Gosnell’s food background comes from working in restaurants while pursuing two university degrees. She admits, laughing at the memory, that there was a bit of pressure for them to open a business. “There was a niche to be filled for something a little bit different,” she says.

It took them a while to find a space in town that had the space they needed for both the brewery and a restaurant, and when they did, it was a massive renovation project. They recycled the building’s old joists to make the communal tables and benches and found the retro, green pendant lamps from an old elementary school gym. The interior is a cohesive blend of rustic, retro and modern styles with a dash of whimsy.

Although Beach Fire caters to a wide range of tastes with a globally-inspired food menu (including desserts), a selection of premium B.C. wines, house-made sodas and cold-brew coffee, the beer is the most important item on the menu. “We know that there are people who aren’t into beer,” Gosnell says. “We are a brewery first. That is our core identity.”

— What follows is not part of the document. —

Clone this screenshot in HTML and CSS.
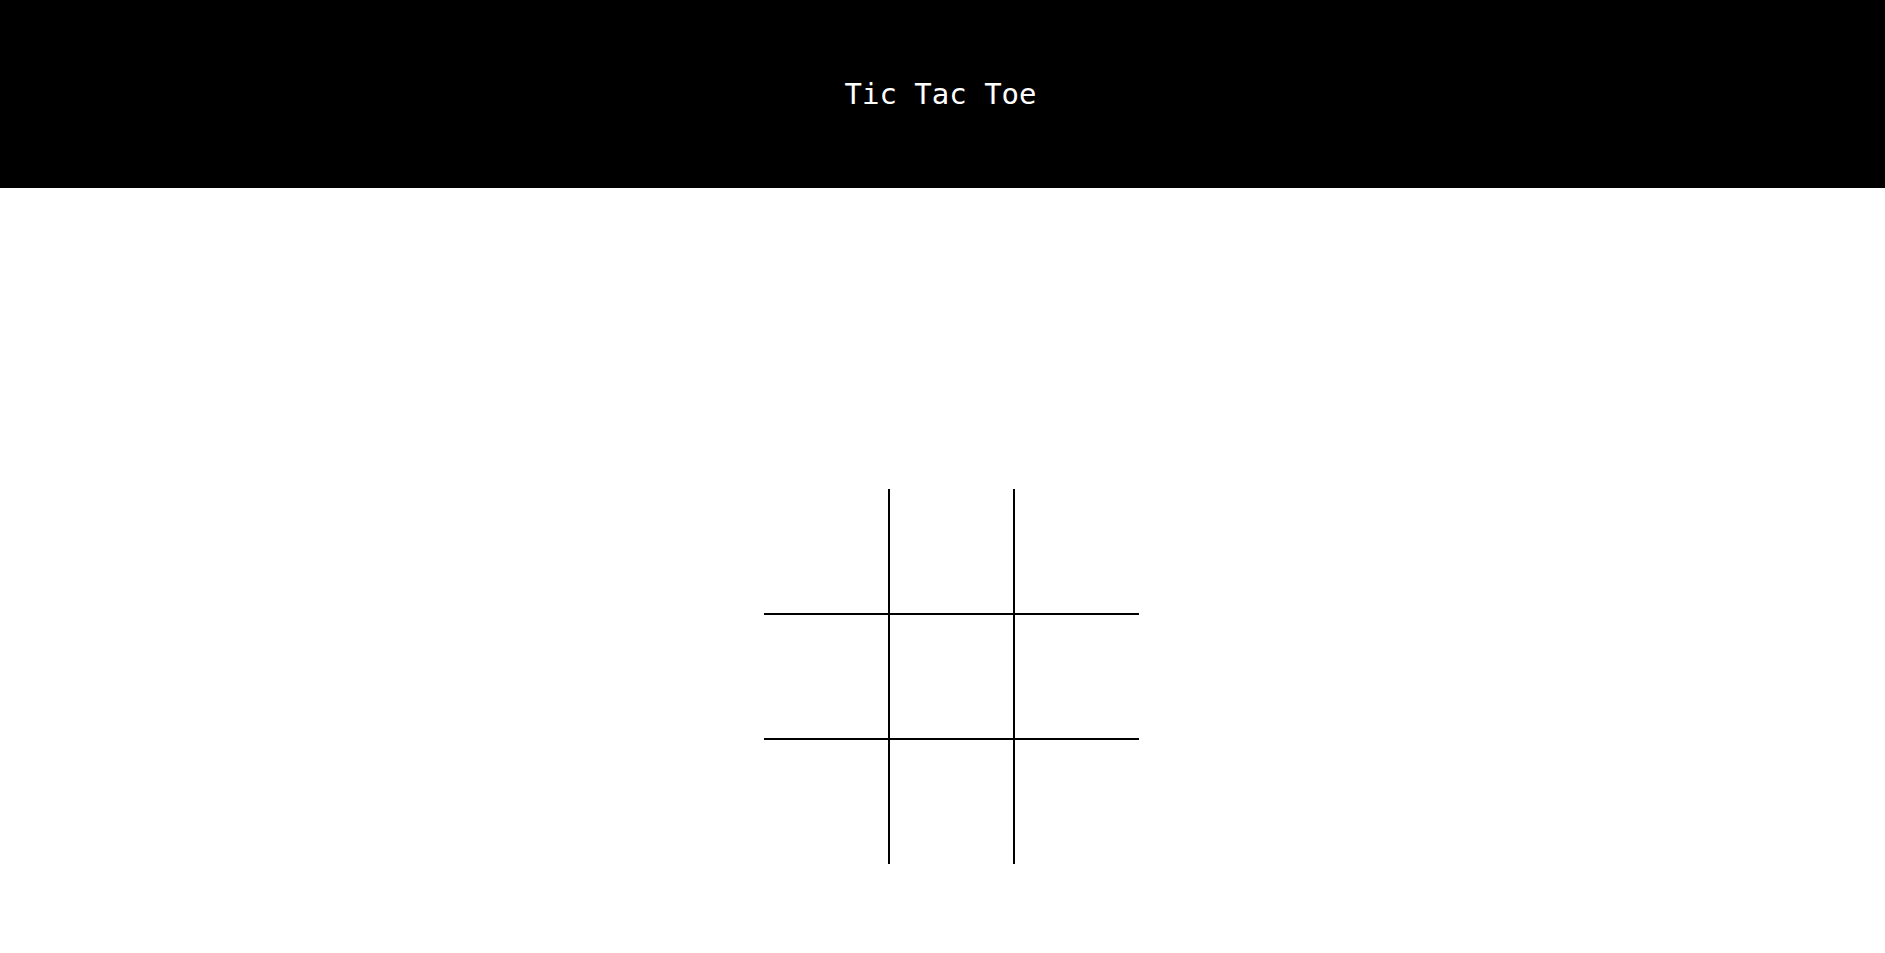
FILE: index.html
```html
<!DOCTYPE html>
<html lang="en">
<head>
<meta charset="utf-8">
<title>Tic Tac Toe</title>
<link rel="stylesheet" href="styles.css">
</head>
<body>
<header class="header">
  <h1 class="title">Tic Tac Toe</h1>
</header>
<main class="main">
  <div class="board">
    <div class="cell c-tl"></div>
    <div class="cell c-tm"></div>
    <div class="cell c-tr"></div>
    <div class="cell c-ml"></div>
    <div class="cell c-mm"></div>
    <div class="cell c-mr"></div>
    <div class="cell c-bl"></div>
    <div class="cell c-bm"></div>
    <div class="cell c-br"></div>
  </div>
</main>
</body>
</html>
```

FILE: styles.css
```css
html, body {
  margin: 0;
  padding: 0;
  background: #ffffff;
}
body {
  font-family: "DejaVu Sans Mono", "Liberation Mono", monospace;
}
.header {
  height: 188px;
  background: #000000;
  display: flex;
  align-items: center;
  justify-content: center;
}
.title {
  margin: 0 4px 0 0;
  color: #ffffff;
  font-weight: normal;
  font-size: 29px;
  line-height: 1;
}
.main {
  display: flex;
  justify-content: center;
  padding-left: 18px;
  padding-top: 301px;
}
.board {
  display: grid;
  grid-template-columns: repeat(3, 125px);
  grid-template-rows: repeat(3, 125px);
}
.cell {
  box-sizing: border-box;
  border: 0 solid #000000;
}
.c-tl { border-right-width: 1px; border-bottom-width: 1px; }
.c-tm { border-left-width: 1px; border-right-width: 1px; border-bottom-width: 1px; }
.c-tr { border-left-width: 1px; border-bottom-width: 1px; }
.c-ml { border-top-width: 1px; border-right-width: 1px; border-bottom-width: 1px; }
.c-mm { border-width: 1px; }
.c-mr { border-top-width: 1px; border-left-width: 1px; border-bottom-width: 1px; }
.c-bl { border-top-width: 1px; border-right-width: 1px; }
.c-bm { border-top-width: 1px; border-left-width: 1px; border-right-width: 1px; }
.c-br { border-top-width: 1px; border-left-width: 1px; }
```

They brew 1,200 litres at a time, two to three times a week, making four core beers: Beach Blonde Ale, Ember Red, Wheel Bender Stout and High Tide Pale Ale. Beach Fire also does seasonal batches like a Belgian-style dubel, Dry-hopped Kettle Sour and Cascadian Dark Ale.

Tuesday, oddly, is the brewery’s busiest day of the week thanks to a successful small idea. “Every Tuesday we release a small batch,” says Gosnell. “For Valentines Day, we did a cinnamon hearts red ale. Then we will do a lavender kettle sour. We do something really unusual. It’s only 50 litres and you can’t do growler fills. It’s just for in-house.”

“Our mandate here, I guess, is to be a place where people come to talk and socialize,” Gosnell says.